Rabu, 02 Mei 2012

Patriotisme & Nasionalisme Sebagai Barang Langka

Awalnya kita dikejutkan dengan sikap Pemerintah yang mewajibkan perusahaan tambang mineral dan batubara milik asing melakukan divestasi atau pelepasan saham ke peserta Indonesia sebesar 51 persen. Kewajiban divestasi tersebut tertuang dalam Peraturan Pemerintah (PP) No.24 Tahun 2012 tentang Perubahan Atas PP No.23 Tahun 2010 tentang pelaksanaan kegiatan usaha pertambangan mineral dan batubara yang salinannya diperoleh di Jakarta, Rabu. Dan bagi tambang asing yang melanggar ketentuan divestasi akan dikenakan sanksi administratif mulai dari peringatan tertulis, penghentian sementara, hingga pencabutan izin. Peraturan itu berlaku sejak diundangkan tanggal 21 Februari 2012 dan tidak berlaku surut.
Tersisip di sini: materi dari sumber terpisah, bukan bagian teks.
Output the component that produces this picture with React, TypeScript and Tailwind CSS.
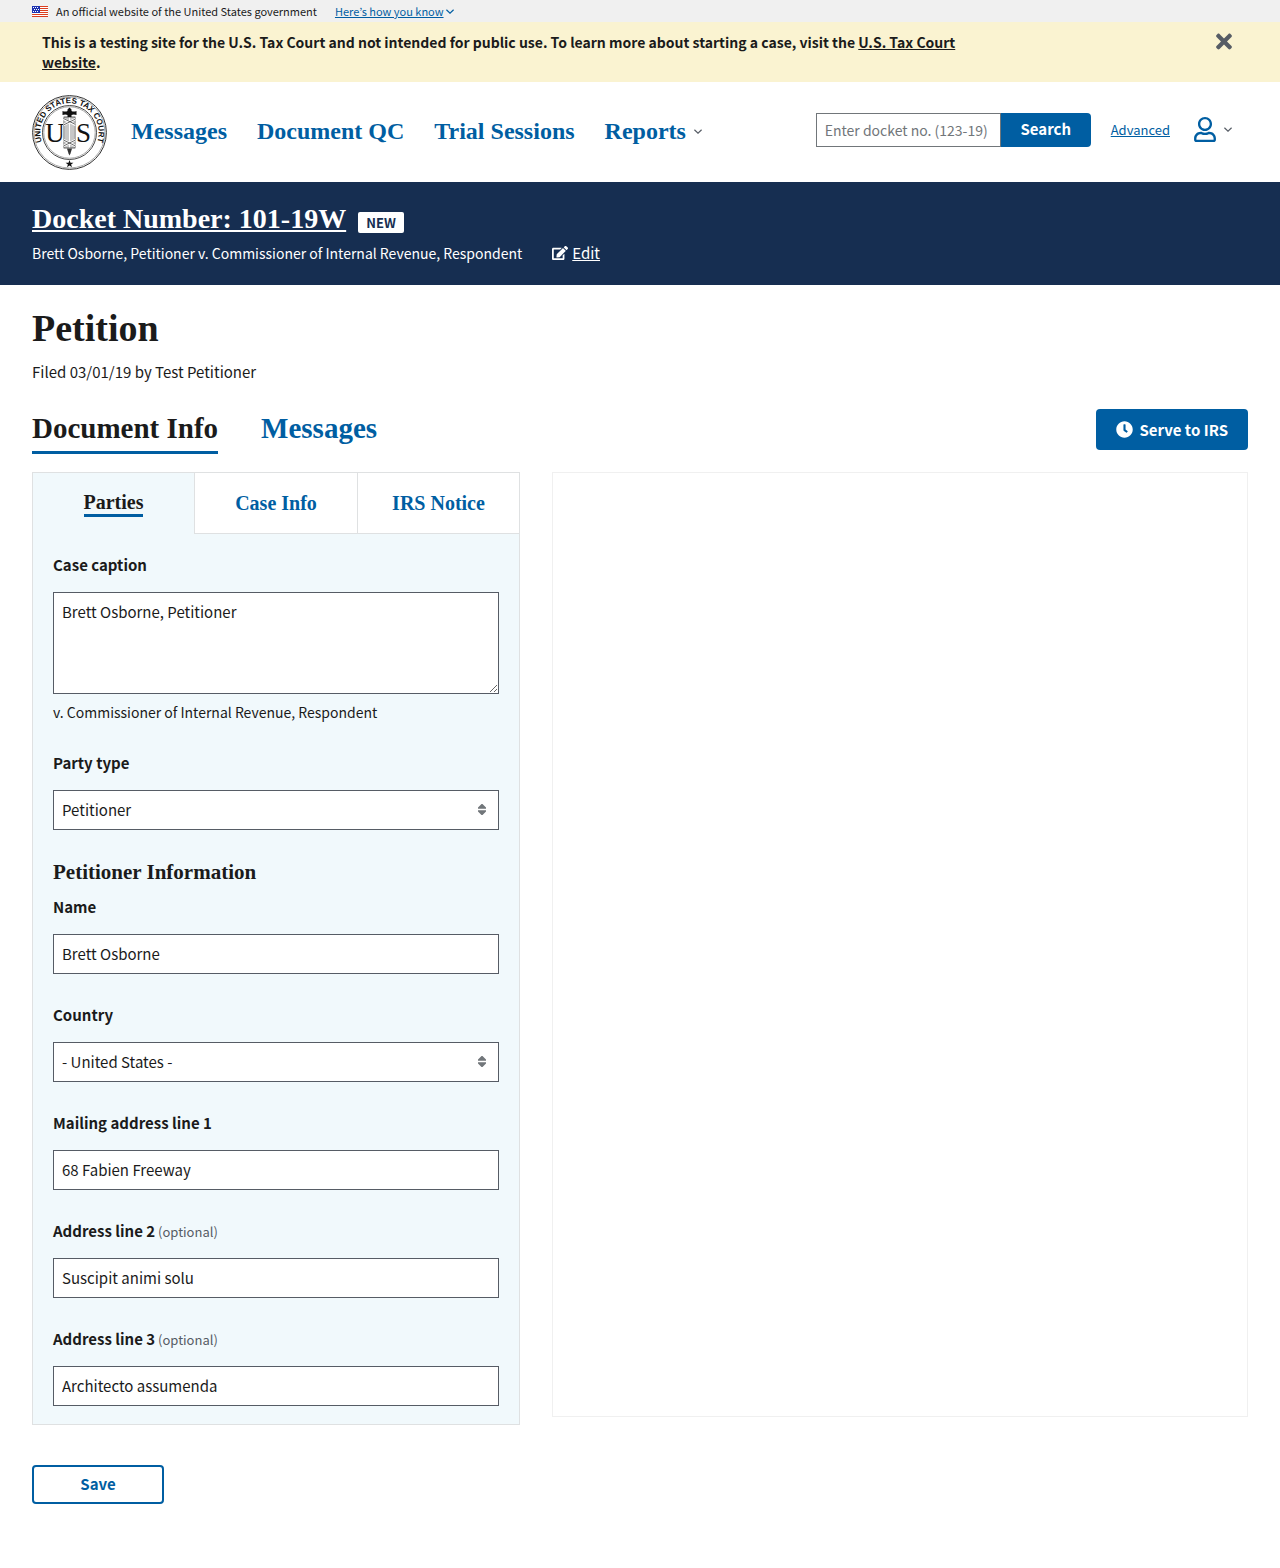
import type { ReactNode } from 'react';
import { FaClock, FaEdit, FaRegUser, FaTimes } from 'react-icons/fa';

const serif = "font-['Source_Serif_Pro','Liberation_Serif',serif] font-bold";

function Chevron({ className }: { className: string }) {
  return (
    <svg viewBox="0 0 10 6" className={className} fill="none" stroke="currentColor" strokeWidth="1.5" aria-hidden="true">
      <path d="M0.500 0.800l4.500 4.200 4.500-4.200" />
    </svg>
  );
}

function Flag() {
  return (
    <svg viewBox="0 0 16 11" className="h-[11px] w-4 shrink-0" aria-hidden="true" shapeRendering="crispEdges">
      <rect width="16" height="11" fill="#fff" />
      {[0, 2, 4, 6, 8, 10].map((y) => (
        <rect key={y} y={y} width="16" height="1" fill="#db3e1f" />
      ))}
      <rect width="8" height="7" fill="#1e33b1" />
      {[
        [1, 1], [3, 1], [5, 1], [2, 3], [4, 3], [6, 3], [1, 5], [3, 5], [5, 5],
      ].map(([x, y]) => (
        <rect key={`${x}-${y}`} x={x} y={y} width="1" height="1" fill="#fff" />
      ))}
    </svg>
  );
}

function Seal() {
  return (
    <svg viewBox="0 0 75 75" className="size-[75px]" role="img" aria-label="United States Tax Court seal">
      <defs>
        <path id="seal-arc" d="M13.600 54.200A29.200 29.200 0 1 1 61.400 54.200" />
      </defs>
      <g fill="none" stroke="#333">
        <circle cx="37.5" cy="37.5" r="36.9" strokeWidth="1" />
        <circle cx="37.5" cy="37.5" r="35.500" strokeWidth="0.4" />
        <circle cx="37.5" cy="37.5" r="27" strokeWidth="0.9" />
        <circle cx="37.5" cy="37.5" r="25.700" strokeWidth="0.4" />
      </g>
      <text className="font-['Liberation_Sans',sans-serif] text-[8px] font-bold" fill="#111">
        <textPath href="#seal-arc" startOffset="50%" textAnchor="middle">UNITED  STATES  TAX  COURT</textPath>
      </text>
      <g className="font-['Liberation_Serif',serif] text-[27px]" fill="#111" textAnchor="middle">
        <text x="23" y="47">U</text>
        <text x="51.5" y="47">S</text>
      </g>
      <rect x="32" y="22" width="11" height="31" fill="#fff" stroke="#222" strokeWidth="0.7" />
      <path d="M34 22v31M36 22v31M39 22v31M41 22v31" stroke="#444" strokeWidth="0.6" />
      <path d="M31.500 24l12 6M31.500 30l12-6M31.500 45l12 6M31.500 51l12-6" stroke="#fff" strokeWidth="2.200" />
      <path d="M31.500 23.500l12 6M31.500 30l12-6M31.500 45l12 6M31.500 51l12-6" stroke="#333" strokeWidth="0.7" />
      <path d="M30.500 16q3 1 5 0v-1.500l2-2 2 2v1.500q2 1 5 0v4q-3-1-5 0v2h-4v-2q-2-1-5 0z" fill="#111" />
      <path d="M35 53.500h5l-1.500 5-1 2-1-2z" fill="#333" />
      <path d="M37.500 65l1 2.700h2.900l-2.300 1.700.9 2.800-2.500-1.700-2.500 1.700.9-2.800-2.300-1.700h2.900z" fill="#111" />
    </svg>
  );
}

function SortArrows() {
  return (
    <svg viewBox="0 0 10 12" className="pointer-events-none absolute top-[13px] right-3 h-3 w-[10px]" fill="#71767a" aria-hidden="true">
      <path d="M4.500 1h1l3.500 3.500v1.200h-8v-1.200zM4.500 12h1l3.500-3.500v-1.200h-8v1.200z" />
    </svg>
  );
}

const control = 'block h-10 w-full rounded-none border border-[#565c65] bg-white px-2 text-[15px]';

function Field({ id, label, optional, children }: { id: string; label: string; optional?: boolean; children: ReactNode }) {
  return (
    <div>
      <label htmlFor={id} className="mb-[14px] block text-[15px] leading-[26px] font-bold">
        {label}
        {optional && <span className="text-[13px] leading-4 font-normal text-[#565c65]"> (optional)</span>}
      </label>
      {children}
    </div>
  );
}

function TextField({ id, label, value, optional }: { id: string; label: string; value: string; optional?: boolean }) {
  return (
    <Field id={id} label={label} optional={optional}>
      <input id={id} type="text" defaultValue={value} className={`${control} pb-0.5`} />
    </Field>
  );
}

function SelectField({ id, label, value }: { id: string; label: string; value: string }) {
  return (
    <Field id={id} label={label}>
      <div className="relative">
        <select id={id} className={`${control} appearance-none`}>
          <option>{value}</option>
        </select>
        <SortArrows />
      </div>
    </Field>
  );
}

export default function App() {
  return (
    <div className="bg-white pb-16 font-['Source_Sans_Pro','Noto_Sans_CJK_KR',sans-serif] text-[15px] leading-6 text-[#1b1b1b]">
      <section className="flex items-center bg-[#f0f0f0] px-8 text-[11px] leading-[22px]">
        <Flag />
        <span className="ml-2">An official website of the United States government</span>
        <button className="ml-[18px] flex items-center text-[#005ea2]">
          <span className="underline">Here’s how you know</span>
          <Chevron className="ml-0.5 h-[5px] w-2" />
        </button>
      </section>

      <section className="flex items-start justify-between bg-[#faf3d1] pt-2 pr-12 pb-[10px] pl-[42px]">
        <p className="max-w-[960px] pt-0.5 text-[14px] leading-5 font-bold">
          This is a testing site for the U.S. Tax Court and not intended for public use. To learn more about starting a case, visit the{' '}
          <a href="#" className="underline">U.S. Tax Court website</a>.
        </p>
        <button aria-label="Close" className="text-[#565c65]">
          <FaTimes className="h-[23px] w-4" />
        </button>
      </section>

      <header className="flex min-h-[100px] flex-wrap items-center justify-between gap-4 pr-12 pl-8">
        <div className="flex items-center gap-6">
          <Seal />
          <nav className={`${serif} flex gap-[30px] pb-0.5 text-[24px] leading-8 text-[#005ea2]`}>
            <a href="#">Messages</a>
            <a href="#">Document QC</a>
            <a href="#">Trial Sessions</a>
            <button className="flex items-center">
              Reports
              <Chevron className="ml-2 h-[5px] w-2 text-[#565c65]" />
            </button>
          </nav>
        </div>
        <div className="flex items-center pb-[5px]">
          <form className="flex">
            <input
              type="text"
              aria-label="Docket number"
              placeholder="Enter docket no. (123-19)"
              className="h-[34px] w-[185px] border border-[#71767a] px-2 text-[14px] placeholder:text-[#71767a]"
            />
            <button type="button" className="h-[34px] w-[90px] rounded-r bg-[#005ea2] pb-0.5 text-[15px] font-bold text-white">Search</button>
          </form>
          <a href="#" className="ml-5 text-[13px] text-[#005ea2] underline">Advanced</a>
          <button aria-label="My account" className="ml-6 flex items-center">
            <FaRegUser className="h-[25px] w-[22px] text-[#005ea2]" />
            <Chevron className="ml-2 h-[5px] w-2 text-[#565c65]" />
          </button>
        </div>
      </header>

      <section className="bg-[#162e51] px-8 pt-5 pb-[19px] text-white">
        <div className="flex items-end">
          <h1 className={`${serif} text-[28px] leading-[34px]`}>
            <a href="#" className="underline">Docket Number: 101-19W</a>
          </h1>
          <span className="mb-[3px] ml-3 rounded-xs bg-white px-2 text-[13px] leading-[21px] font-bold text-[#162e51]">NEW</span>
        </div>
        <div className="mt-1 flex items-center leading-[26px]">
          <p className="text-[14px]">Brett Osborne, Petitioner v. Commissioner of Internal Revenue, Respondent</p>
          <a href="#" className="ml-[30px] flex items-center gap-1">
            <FaEdit className="size-4" />
            <span className="underline">Edit</span>
          </a>
        </div>
      </section>

      <main className="px-8 pt-[21px]">
        <h2 className={`${serif} text-[38px] leading-[44px]`}>Petition</h2>
        <p className="mt-[10px]">Filed 03/01/19 by Test Petitioner</p>

        <div className="mt-[25px] flex items-start justify-between">
          <div role="tablist" className={`${serif} flex gap-[43px] text-[29px] leading-[34px]`}>
            <button role="tab" aria-selected="true" className="border-b-3 border-[#005ea2] pt-0.5 pb-[6px]">Document Info</button>
            <button role="tab" aria-selected="false" className="border-b-3 border-transparent pt-0.5 pb-[6px] text-[#005ea2]">Messages</button>
          </div>
          <button className="flex h-[41px] items-center gap-[6px] rounded bg-[#005ea2] px-5 font-bold text-white">
            <FaClock className="size-[17px]" />
            Serve to IRS
          </button>
        </div>

        <div className="mt-[18px] grid grid-cols-12 items-start gap-8">
          <div className="col-span-5 border border-[#dfe1e2] bg-[#f1f9fc]">
            <div role="tablist" className={`${serif} grid h-[61px] grid-cols-3 text-[20px] text-[#005ea2]`}>
              <button role="tab" aria-selected="true" className="border-r border-[#dfe1e2] text-[#1b1b1b]">
                <span className="inline-block border-b-3 border-[#005ea2] leading-6">Parties</span>
              </button>
              <button role="tab" aria-selected="false" className="border-b border-[#dfe1e2] bg-white">Case Info</button>
              <button role="tab" aria-selected="false" className="border-b border-l border-[#dfe1e2] bg-white">IRS Notice</button>
            </div>

            <form className="flex flex-col gap-7 px-5 py-[18px]">
              <Field id="case-caption" label="Case caption">
                <textarea
                  id="case-caption"
                  defaultValue="Brett Osborne, Petitioner"
                  className="block h-[102px] w-full border border-[#565c65] bg-white px-2 py-[7px] text-[15px] leading-6"
                />
                <p className="mt-2 text-[14px] leading-5">v. Commissioner of Internal Revenue, Respondent</p>
              </Field>
              <SelectField id="party-type" label="Party type" value="Petitioner" />
              <div>
                <h3 className={`${serif} mb-2 text-[21px] leading-7`}>Petitioner Information</h3>
                <TextField id="name" label="Name" value="Brett Osborne" />
              </div>
              <SelectField id="country" label="Country" value="- United States -" />
              <TextField id="address1" label="Mailing address line 1" value="68 Fabien Freeway" />
              <TextField id="address2" label="Address line 2" value="Suscipit animi solu" optional />
              <TextField id="address3" label="Address line 3" value="Architecto assumenda" optional />
            </form>
          </div>
          <div className="col-span-7 h-[945px] border border-[#f0f0f0]" />
        </div>

        <button className="mt-10 h-[39px] w-[132px] rounded border-2 border-[#005ea2] pb-0.5 font-bold text-[#005ea2]">Save</button>
      </main>
    </div>
  );
}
Aturan itu juga berlaku pada seluruh kontrak yang mendapatkan perpanjangan.
Tak berapa lama kemudian, kita juga tambah dikejutkan dengan adanya kebijakan bahwa; Orang Asing Tidak Boleh Menduduki Posisi Puncak suatu perusahaan di Indonesia, berdasarkan Keputusan Menteri Tenaga Kerja dan Transmigrasi No 40 tanggal 29 Februari 2012. Keputusan tersebut melarang orang asing untuk menduduki jabatan CEO dan beberapa posisi lainnya seperti Human Resources Director, Job Interviewer, Career Adviser, Job Analyst, Job Trainer.

By Kompasiana.com
Kok beraninya pemerintah sekarang mengambil kebijakan yang nampak berpotensi menyunat wilayah penguasaan asing terhadap aset nasional? Meskipun persoalan divestasi masih terbatas pada kasus Newmont, tapi getarannya tentu sampai ke Freeport juga, bahkan lainya.
Padahal isu Papua di tingkat internasional dianggap sangat mengganggu, hal itu mengingat banyaknya kepentingan asing bermain di Papua, sehingga sekecil suara jarumpun, jika jatuh di dekat-dekat lokasi tambang Newmont apalagi Freeport, maka akan kedengar nyaring sampai ke luar negeri.
Jadi persoalan Papua, sekecil apapun akan sangat mengganggu asing, apalagi jika sampai mengganggu tambang mereka. Bau intervensi Asing di Papua sangatlah terlihat nyata. Hal itu diindikasikan oleh pernyataan Menteri Luar Negeri, Hillary Clinton yang menanggapi berbagai gejolak yang berlangsung di Papua akhir 2011, dengan menyampaikan kekhawatiran mengenai kondisi HAM di Papua. Ia juga menyerukan adanya dialog untuk memenuhi aspirasi rakyat di wilayah konflik tersebut, dikhawatirkan hal itu untuk selanjutnya mengarah pada upaya referendum. Persis dengan metode pelepasan Timor-Timur dulu.
Rencana Vatikan untuk menunjuk langsung Uskup Papua, juga memperkuat dugaan adanya intervensi tersebut. Apalagi ribuan marinir Amerika Serikat telah dikerahkan di Darwin, Australia. Untuk apa?
Katanya sih untuk upaya membendung agar Indonesia tidak jatuh ke tangan China. Tapi apakah mesti “you’re either with us, or against us?” Kenapa tidak boleh menjadi Negara yang benar-benar berdaulat saja. Negara yang bisa berbuat baik bagi semua bangsa?
Jadi, jika benar kekhawatiran adanya intervensi asing tersebut, maka berbagai kebijakan yang membatasi kewenangan dan hak ekploitasi aset Indonesia, tidak terbatas pada tambang Freeport atau Newmont saja, bahkan juga lainnya, adalah bisa dibilang sebagai salah satu bentuk upaya membela diri dari intervensi asing. Hal itu butuh sikap patriotism nyata sebagai anak bangsa yang peduli masa depan bangsanya. Sehingga berbagai kebijakan pemerintah diatas, perlu mendapat dukungan.
Kita juga menunggu munculnya sikap patriotisme-patriotisme lain berdasarkan rasa nasionalisme yang telah berubah menjadi semacam barang langka di Indonesia. Semoga.